To conclude, after one year of the HTS-led transitional government, Syria faces a mix of achievements and ongoing challenges. Domestically, the al-Sharaa administration has made progress in tackling economic collapse, combating the Captagon trade, encouraging refugee returns, and reducing ISIS activity, although each area still encounters significant obstacles. The integration of the Kurdish-led Syrian Democratic Forces in the northeast remains a major challenge, with the implementation of the March roadmap stalled, lingering post-Assad tensions, and the possible redeployment of PKK members complicating efforts for national unity. Regionally, Syria under al-Sharaa has maintained pragmatic relationships, balancing ties with Turkiye, Russia, Gulf states, Israel, and the United States, while carefully managing international concerns about security and extremism.
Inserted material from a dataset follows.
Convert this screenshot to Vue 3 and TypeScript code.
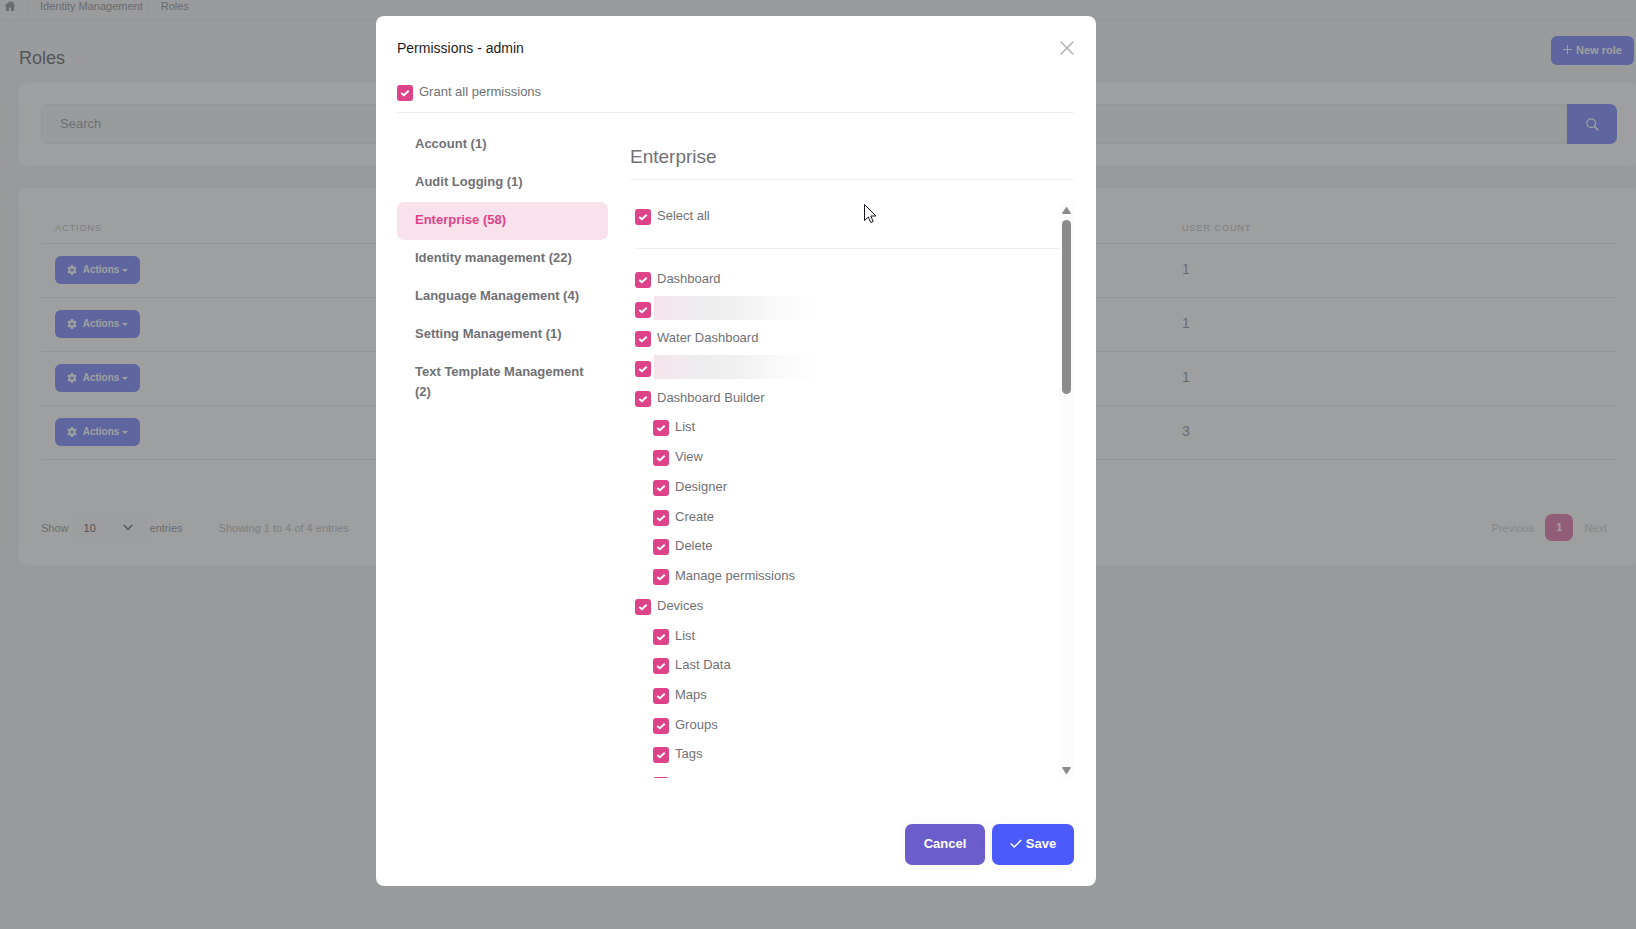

The recent deadly attack near Palmyra that killed two U.S. soldiers and a civilian interpreter serves as a stark reminder that ISIS remains capable of lethal violence and that security consolidation remains incomplete. As the transitional government seeks legitimacy both domestically and internationally, its success will rely on maintaining stability, fostering inclusive governance, and navigating complex regional issues. While progress over the past year provides cautious optimism, Syria’s future remains uncertain, and the upcoming months will be crucial in determining whether al-Sharaa’s administration can solidify control, unify the country, and establish a presence in the global community.